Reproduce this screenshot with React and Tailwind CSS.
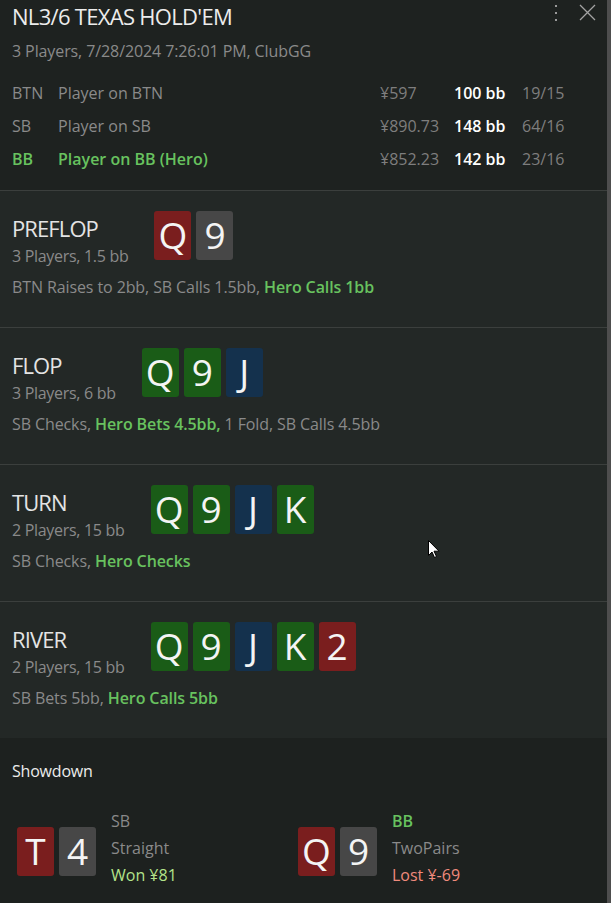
import React from "react";

const CARD_BG = {
  r: "bg-[#7a1e1e]",
  g: "bg-[#1a5c17]",
  b: "bg-[#14314d]",
  k: "bg-[#474747]",
};

function Card({ v, c }) {
  return (
    <div
      className={`${CARD_BG[c]} w-[37px] h-[49px] rounded-[3px] flex items-center justify-center text-[#f4f4f4] text-[37px] leading-none`}
    >
      <span className="-mt-[2px]">{v}</span>
    </div>
  );
}

function Street({ title, sub, cards, children }) {
  return (
    <div className="bg-[#232826] border-b border-[#3b3f3d] h-[137px] px-3 pt-[20px]">
      <div className="flex items-start gap-[26px]">
        <div className="pt-[4px]">
          <div className="text-[22px] leading-[26px] text-[#e4e4e4] tracking-[-0.9px]">{title}</div>
          <div className="mt-[4px] text-[16px] leading-[23px] text-[#8a8a8a] tracking-[-0.3px]">{sub}</div>
        </div>
        <div className="flex gap-[5px]">
          {cards.map(([v, c], i) => (
            <Card key={i} v={v} c={c} />
          ))}
        </div>
      </div>
      <div className="mt-[8px] text-[16px] leading-[23px] text-[#8a8a8a] tracking-[-0.1px]">{children}</div>
    </div>
  );
}

const Hero = ({ children }) => <span className="text-[#68c25f] font-semibold">{children}</span>;

export default function App() {
  const rows = [
    ["BTN", "Player on BTN", "¥597", "100 bb", "19/15", false],
    ["SB", "Player on SB", "¥890.73", "148 bb", "64/16", false],
    ["BB", "Player on BB (Hero)", "¥852.23", "142 bb", "23/16", true],
  ];
  return (
    <div
      className="relative flex w-[611px] h-[903px] overflow-hidden bg-[#1e2220]"
      style={{ fontFamily: '"Open Sans", "Noto Sans", sans-serif' }}
    >
      <div className="flex-1 flex flex-col min-w-0">
        {/* Header */}
        <div className="bg-[#1e2220] border-b border-[#3b3f3d] h-[191px] px-3 pt-[2px]">
          <div className="flex items-start justify-between">
            <div className="text-[22px] leading-[28px] text-[#ececec] tracking-[-0.7px]">NL3/6 TEXAS HOLD'EM</div>
            <div className="flex items-start gap-[22px] pr-[11px] -mr-3">
              <div className="flex flex-col gap-[5px] pt-[3px]">
                <span className="w-[2px] h-[2px] bg-[#9a9a9a] block" />
                <span className="w-[2px] h-[2px] bg-[#9a9a9a] block" />
                <span className="w-[2px] h-[2px] bg-[#9a9a9a] block" />
              </div>
              <svg width="17" height="17" viewBox="0 0 17 17" className="mt-[2px]">
                <path d="M1 1L16 16M16 1L1 16" stroke="#a3a3a3" strokeWidth="1.3" />
              </svg>
            </div>
          </div>
          <div className="mt-[10px] text-[16px] leading-[22px] text-[#8a8a8a] tracking-[-0.1px]">
            3 Players, 7/28/2024 7:26:01 PM, ClubGG
          </div>
          <div className="mt-[15px]">
            {rows.map(([pos, name, stack, bb, st, hero]) => (
              <div
                key={pos}
                className="grid grid-cols-[46px_322px_74px_68px_1fr] text-[16px] leading-[33px] tracking-[0px]"
              >
                <span className={hero ? "text-[#68c25f] font-semibold" : "text-[#8a8a8a]"}>{pos}</span>
                <span className={hero ? "text-[#68c25f] font-semibold" : "text-[#8a8a8a]"}>{name}</span>
                <span className="text-[#7e7e7e]">{stack}</span>
                <span className="text-white font-semibold">{bb}</span>
                <span className="text-[#7e7e7e]">{st}</span>
              </div>
            ))}
          </div>
        </div>

        <Street title="PREFLOP" sub="3 Players, 1.5 bb" cards={[["Q", "r"], ["9", "k"]]}>
          BTN Raises to 2bb, SB Calls 1.5bb, <Hero>Hero Calls 1bb</Hero>
        </Street>
        <Street title="FLOP" sub="3 Players, 6 bb" cards={[["Q", "g"], ["9", "g"], ["J", "b"]]}>
          SB Checks, <Hero>Hero Bets 4.5bb,</Hero> 1 Fold, SB Calls 4.5bb
        </Street>
        <Street title="TURN" sub="2 Players, 15 bb" cards={[["Q", "g"], ["9", "g"], ["J", "b"], ["K", "g"]]}>
          SB Checks, <Hero>Hero Checks</Hero>
        </Street>
        <Street
          title="RIVER"
          sub="2 Players, 15 bb"
          cards={[["Q", "g"], ["9", "g"], ["J", "b"], ["K", "g"], ["2", "r"]]}
        >
          SB Bets 5bb, <Hero>Hero Calls 5bb</Hero>
        </Street>

        {/* Showdown */}
        <div className="flex-1 bg-[#1d211f] -mt-px pt-[22px]">
          <div className="px-3 text-[16px] leading-[22px] text-[#ececec] tracking-[-0.2px]">Showdown</div>
          <div className="mt-[26px] pl-[17px] grid grid-cols-[281px_281px]">
            <div className="flex items-center">
              <div className="flex gap-[5px] mt-[5px]">
                <Card v="T" c="r" />
                <Card v="4" c="k" />
              </div>
              <div className="ml-[15px] text-[16px] leading-[27px] tracking-[0px]">
                <div className="text-[#8a8a8a]">SB</div>
                <div className="text-[#8a8a8a]">Straight</div>
                <div className="text-[#b3e38a]">Won ¥81</div>
              </div>
            </div>
            <div className="flex items-center">
              <div className="flex gap-[5px] mt-[5px]">
                <Card v="Q" c="r" />
                <Card v="9" c="k" />
              </div>
              <div className="ml-[15px] text-[16px] leading-[27px] tracking-[0px]">
                <div className="text-[#68c25f] font-semibold">BB</div>
                <div className="text-[#8a8a8a]">TwoPairs</div>
                <div className="text-[#ef8a7c]">Lost ¥-69</div>
              </div>
            </div>
          </div>
        </div>
      </div>
      <div className="w-[4px] bg-[#4e4e4e]" />

      {/* mouse cursor */}
      <svg width="12" height="19" viewBox="0 0 12 19" className="absolute left-[428px] top-[540px]">
        <path d="M0.5 0.5V15.5L4 12L6.5 17.5L8.5 16.5L6 11.2H11L0.5 0.5Z" fill="#ffffff" stroke="#000000" strokeWidth="1" />
      </svg>
    </div>
  );
}
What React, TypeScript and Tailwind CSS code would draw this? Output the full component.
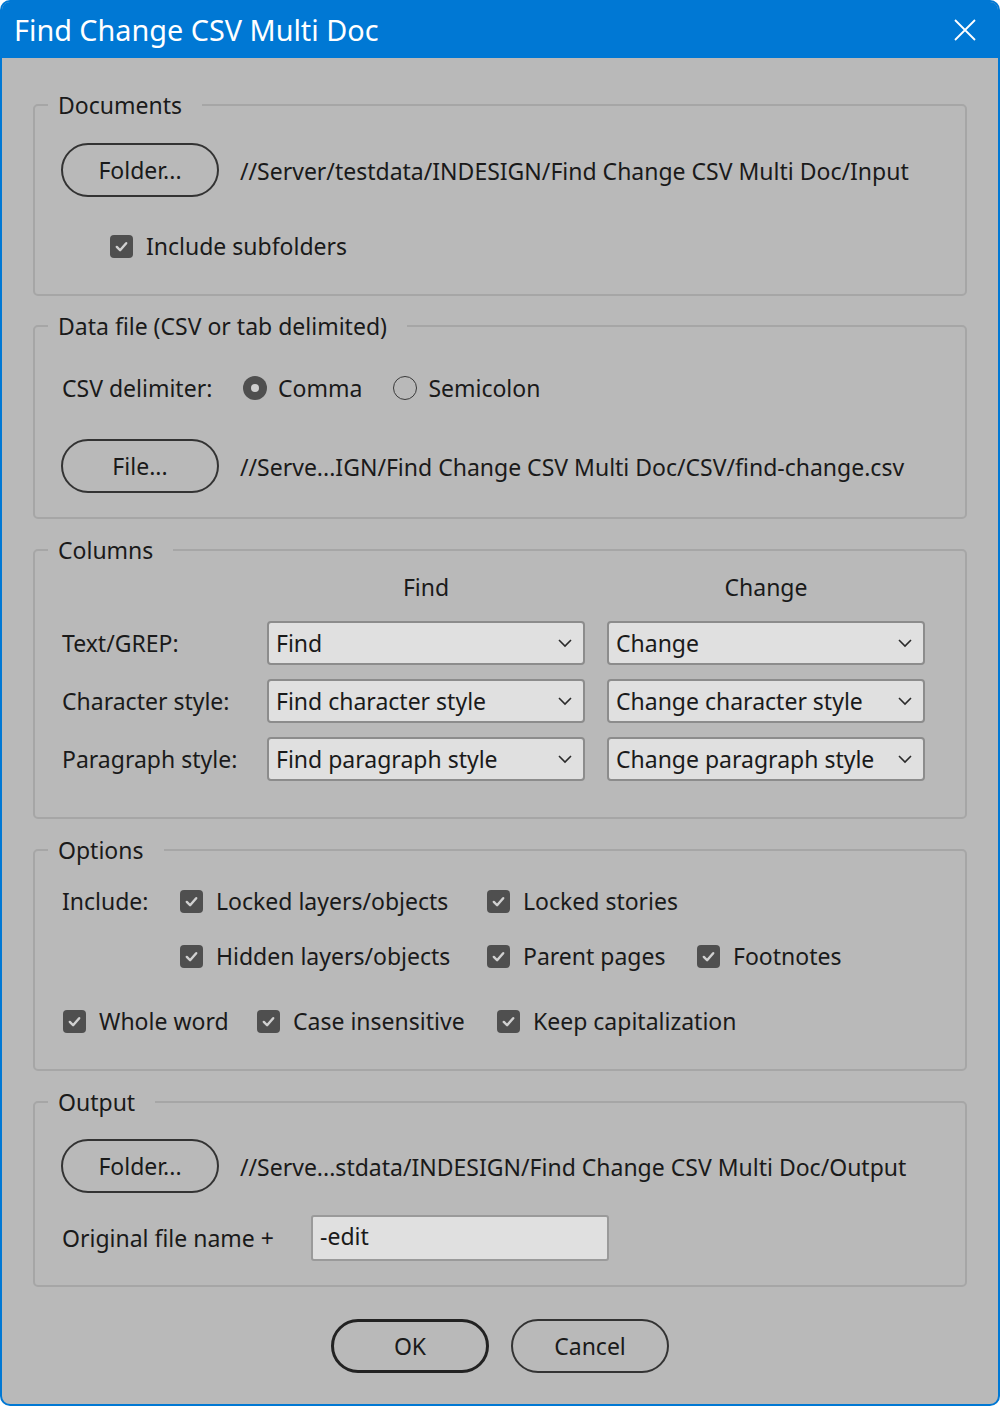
import React from "react";

const FONT = { fontFamily: '"Noto Sans", "Open Sans", sans-serif' } as React.CSSProperties;

function Check({ className = "" }: { className?: string }) {
  return (
    <span className={`inline-flex h-[23px] w-[23px] shrink-0 items-center justify-center rounded-[4px] bg-[#4f4f4f] ${className}`}>
      <svg width="15" height="15" viewBox="0 0 16 16" fill="none">
        <path d="M3 8.5 L6.5 12 L13 4.5" stroke="#d0d0d0" strokeWidth="2.6" strokeLinecap="round" strokeLinejoin="round" />
      </svg>
    </span>
  );
}

function CheckItem({ label, className = "" }: { label: string; className?: string }) {
  return (
    <div className={`flex h-[30px] items-center gap-[13px] ${className}`}>
      <Check />
      <span>{label}</span>
    </div>
  );
}

function Radio({ checked }: { checked?: boolean }) {
  return checked ? (
    <span className="inline-flex h-[24px] w-[24px] shrink-0 items-center justify-center rounded-full bg-[#4f4f4f]">
      <span className="h-[8px] w-[8px] rounded-full bg-[#cfcfcf]" />
    </span>
  ) : (
    <span className="inline-block h-[24px] w-[24px] shrink-0 rounded-full border-[1.5px] border-[#3a3a3a]" />
  );
}

function PillButton({ label, strong }: { label: string; strong?: boolean }) {
  return (
    <button
      className={`flex h-[54px] w-[158px] shrink-0 items-center justify-center rounded-full ${strong ? "border-[3px] border-[#222222]" : "border-2 border-[#333333]"} bg-transparent text-[#1a1a1a]`}
    >
      {label}
    </button>
  );
}

function Dropdown({ value }: { value: string }) {
  return (
    <div className="flex h-[44px] w-[318px] items-center justify-between rounded-[4px] border-2 border-[#8c8c8c] bg-[#e0e0e0] pl-[7px] pr-[10px]">
      <span>{value}</span>
      <svg width="16" height="10" viewBox="0 0 16 10" fill="none">
        <path d="M2 2 L8 8 L14 2" stroke="#2a2a2a" strokeWidth="1.6" />
      </svg>
    </div>
  );
}

function Group({ title, children, className = "" }: { title: string; children: React.ReactNode; className?: string }) {
  return (
    <fieldset className={`mx-[31px] rounded-[5px] border-2 border-[#a6a6a6] p-0 ${className}`}>
      <legend className="ml-[13px] h-[30px] pl-[10px] pr-[20px] leading-[30px]">{title}</legend>
      {children}
    </fieldset>
  );
}

export default function App() {
  return (
    <div className="h-[1406px] w-[1000px] bg-white text-[23px] text-[#1a1a1a]" style={FONT}>
      <div className="flex h-[1406px] w-[1000px] flex-col overflow-hidden rounded-[10px] border-2 border-[#0078d4] bg-[#b9b9b9]">
        <div className="flex h-[56px] shrink-0 items-center justify-between bg-[#0078d4] pl-[12px] pr-[22px] text-white">
          <span className="text-[28.8px] leading-none">Find Change CSV Multi Doc</span>
          <svg width="22" height="22" viewBox="0 0 22 22" fill="none">
            <path d="M1 1 L21 21 M21 1 L1 21" stroke="white" strokeWidth="1.8" />
          </svg>
        </div>

        <div className="flex flex-col pt-[32px]">
          <Group title="Documents" className="pb-[33px]">
            <div className="mt-[23px] flex h-[54px] items-center pl-[26px]">
              <PillButton label="Folder..." />
              <span className="ml-[21px] pt-[2px]">//Server/testdata/INDESIGN/Find Change CSV Multi Doc/Input</span>
            </div>
            <div className="mt-[34px] pl-[75px]">
              <CheckItem label="Include subfolders" />
            </div>
          </Group>

          <Group title="Data file (CSV or tab delimited)" className="mt-[15px] pb-[24px]">
            <div className="mt-[32px] flex h-[30px] items-center pl-[27px]">
              <span className="w-[181px]">CSV delimiter:</span>
              <div className="flex items-center gap-[11px]">
                <Radio checked />
                <span>Comma</span>
              </div>
              <div className="ml-[31px] flex items-center gap-[11px]">
                <Radio />
                <span>Semicolon</span>
              </div>
            </div>
            <div className="mt-[36px] flex h-[54px] items-center pl-[26px]">
              <PillButton label="File..." />
              <span className="ml-[21px] pt-[2px]">//Serve...IGN/Find Change CSV Multi Doc/CSV/find-change.csv</span>
            </div>
          </Group>

          <Group title="Columns" className="mt-[16px] pb-[36px]">
            <div className="mt-[5px] grid h-[30px] grid-cols-[318px_318px] items-center gap-x-[22px] pl-[232px]">
              <span className="text-center">Find</span>
              <span className="text-center">Change</span>
            </div>
            <div className="mt-[21px] flex flex-col gap-[14px]">
              {[
                ["Text/GREP:", "Find", "Change"],
                ["Character style:", "Find character style", "Change character style"],
                ["Paragraph style:", "Find paragraph style", "Change paragraph style"],
              ].map(([l, a, b]) => (
                <div key={l} className="flex items-center pl-[27px]">
                  <span className="w-[205px]">{l}</span>
                  <Dropdown value={a} />
                  <div className="w-[22px]" />
                  <Dropdown value={b} />
                </div>
              ))}
            </div>
          </Group>

          <Group title="Options" className="mt-[16px] pb-[33px]">
            <div className="mt-[21px] flex h-[30px] items-center pl-[27px]">
              <span className="w-[118px]">Include:</span>
              <CheckItem label="Locked layers/objects" className="w-[307px]" />
              <CheckItem label="Locked stories" />
            </div>
            <div className="mt-[25px] flex h-[30px] items-center pl-[145px]">
              <CheckItem label="Hidden layers/objects" className="w-[307px]" />
              <CheckItem label="Parent pages" className="w-[210px]" />
              <CheckItem label="Footnotes" />
            </div>
            <div className="mt-[35px] flex h-[30px] items-center pl-[28px]">
              <CheckItem label="Whole word" className="w-[194px]" />
              <CheckItem label="Case insensitive" className="w-[240px]" />
              <CheckItem label="Keep capitalization" />
            </div>
          </Group>

          <Group title="Output" className="mt-[16px] pb-[24px]">
            <div className="mt-[22px] flex h-[54px] items-center pl-[26px]">
              <PillButton label="Folder..." />
              <span className="ml-[21px] pt-[2px]">//Serve...stdata/INDESIGN/Find Change CSV Multi Doc/Output</span>
            </div>
            <div className="mt-[22px] flex items-center pl-[27px]">
              <span className="w-[249px]">Original file name +</span>
              <div className="flex h-[46px] w-[298px] items-center rounded-[3px] border-2 border-[#9a9a9a] bg-[#e0e0e0] pb-[3px] pl-[7px]">
                -edit
              </div>
            </div>
          </Group>

          <div className="mt-[32px] flex justify-center gap-[22px]">
            <PillButton label="OK" strong />
            <PillButton label="Cancel" />
          </div>
        </div>
      </div>
    </div>
  );
}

• EXERCISE INSTRUCTIONS:
Sift through the entries and copy every line with "this".

• WRITTEN SOLUTION:
Reproduce this screenshot with React and Tailwind CSS.
What React, TypeScript and Tailwind CSS code would draw this? Output the full component.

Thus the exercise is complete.